F E Noronha
A fundamental question which has unnecessarily bedevilled the legal field in Goa is a very simple one; “To whom does the Portuguese law apply?”
When Goa was liberated in 1961, its population was a little over 6 lakhs, now it is about 16 lakhs with a large number of non-Goans residing here. Is the Portuguese Law applicable to non-Goans also?
A matter of this nature should have been decided by the Legislature and in default by the Judiciary; both failed to do it for many decades. This fundamental question “To whom do the Portuguese Laws still in force in Goa apply?” “Who is a Goan?“ was discussed by this writer in his book ‘Understanding the Common Civil Code’ as early as 2008.
Under Art. 17 of the Portuguese Civil Code, its full provisions apply only to Portuguese citizens. Naturally the Portuguese Laws applied to those who were Portuguese citizens on 19/12/1961. In this connection, another piece of legislation passed in the first few months after liberation comes to our rescue namely the G.D.D. (Citizenship) Order, 1962 of which Section 2 reads as follows:-
“Every person who or either of whose parents or any of whose grandparents was born before the twentieth day of December, 1961, in the territories now comprised in the Union Territory of Goa, Daman and Diu, shall be deemed to have become a citizen of India on that day.”
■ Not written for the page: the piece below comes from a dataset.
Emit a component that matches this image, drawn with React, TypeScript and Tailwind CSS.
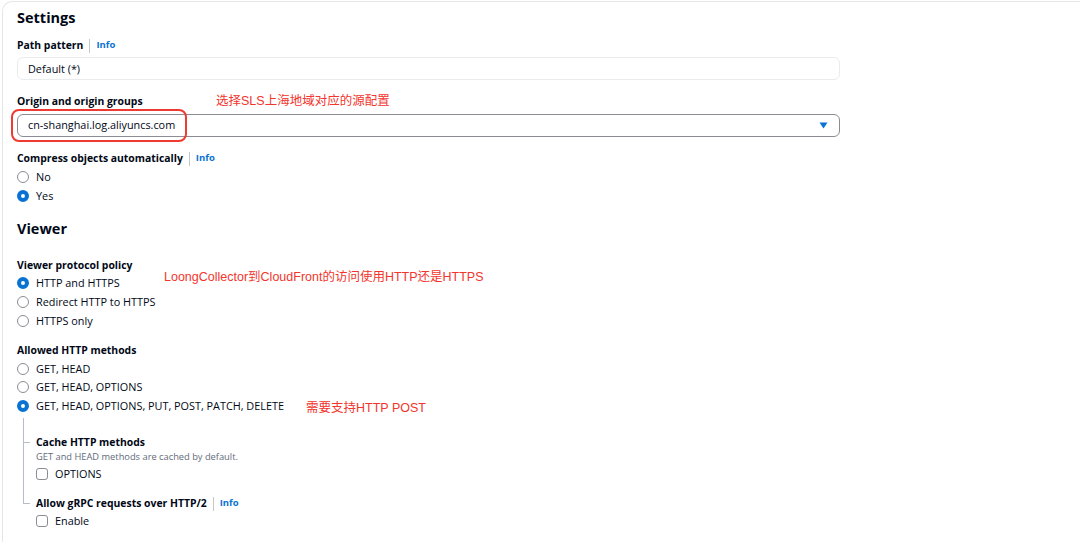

Clearly the above provision was enacted to grant Indian Citizenship to those who were Portuguese citizens on the day of liberation and therefore it provides a sound and sensible answer to who is a Goan.
Similar opinion was given by this author in his later books Portuguese Civil Code, 1867 - 1st Edition 2016 and 2nd Edition 2020, u/Art.17.
On 22nd December, 2016, the Goa Succession, Special Notaries and Inventory Proceeding Act, 2012 came into force providing inter alia at para 1(4) :- (4) that it shall be applicable to,—
(a) all persons who, prior to the 20th day of December, 1961, were governed by the provisions of the Civil Code of 1867;
(b) any person born in Goa of parents who are governed by the provisions of the Civil Code of 1867;
(c) any person born outside the State of Goa of parents who were or are governed by the provisions of the said Civil Code of 1867;
The above Act added to the confusion. Between 2016 and 2023 while the applicability of Portuguese law was statutorily clarified as to Succession, nothing was clear as to the remaining areas of the Civil Code like Marriage, Custody of Children, Property etc. During this 7 year period, a person could be governed by Portuguese Law as to Succession, but as to Marriage and Property, uncertainty prevailed.
The matter was lucidly set at rest by the High Court of Bombay, Goa Bench, through the Ld. Justice Prakash D. Naik on 30/08/2023 in Writ Petition No.913/2023(F) concerning the custody of a child of a separated non-Goan couple.
Some illuminating portions of the judgment read as follows: “It is an admitted position that the Respondent is not born in Goa and both the parties are Hindus. It is also not possible to accept that the Portuguese Code would apply to Respondent and child as he is domiciled in Goa. The question of domicile does not arise and what is required to be seen for applicability of the Portuguese Code is Portuguese citizenship as defined under Article 18 thereof.
Only Portuguese citizens may enjoy all rights which the civil law recognizes and secures.
It is necessary to ascertain whether the parties and the child was Goan within the meaning of Articles 17 and 18 of Portuguese Civil Code so as to avail benefit of Portuguese Civil Code and Portuguese Civil Procedure Code.
Section 2 of Goa Daman and Diu (Citizenship) Order 1962, was enacted with a purpose to grant Indian Citizenship to those who were Portuguese citizens on the day of liberation i.e. 19th December, 1961. The Portuguese Civil Code applies to persons to whom it was applicable on 19.12.1961 and their descendants. The Goa Daman and Diu Citizenship Order was passed. As per the said order, the persons whose parents or grandparent were born in Goa before 20.12.1961 shall become Indian citizens. Birth of child in Goa to parents who have migrated or settled in Goa would not entitle the parents or child the right to file Petition for custody by invoking provisions of Portuguese laws. They are governed by their personal laws.”
This judgement sets at rest the long pending controversy. Mr. Justice Prakash D. Naik carries the credit of settling something which should have been settled long back.
A deeper question of law (Private International Law/ Conflict of Laws) on this kind of matter, has to be noted. In Common Law countries, applicability of law is decided on basis of domicile. India as a whole follows this system. In Civil Law systems, applicability of law is decided as basis of nationality. Goa, Daman and Diu fall under the second category.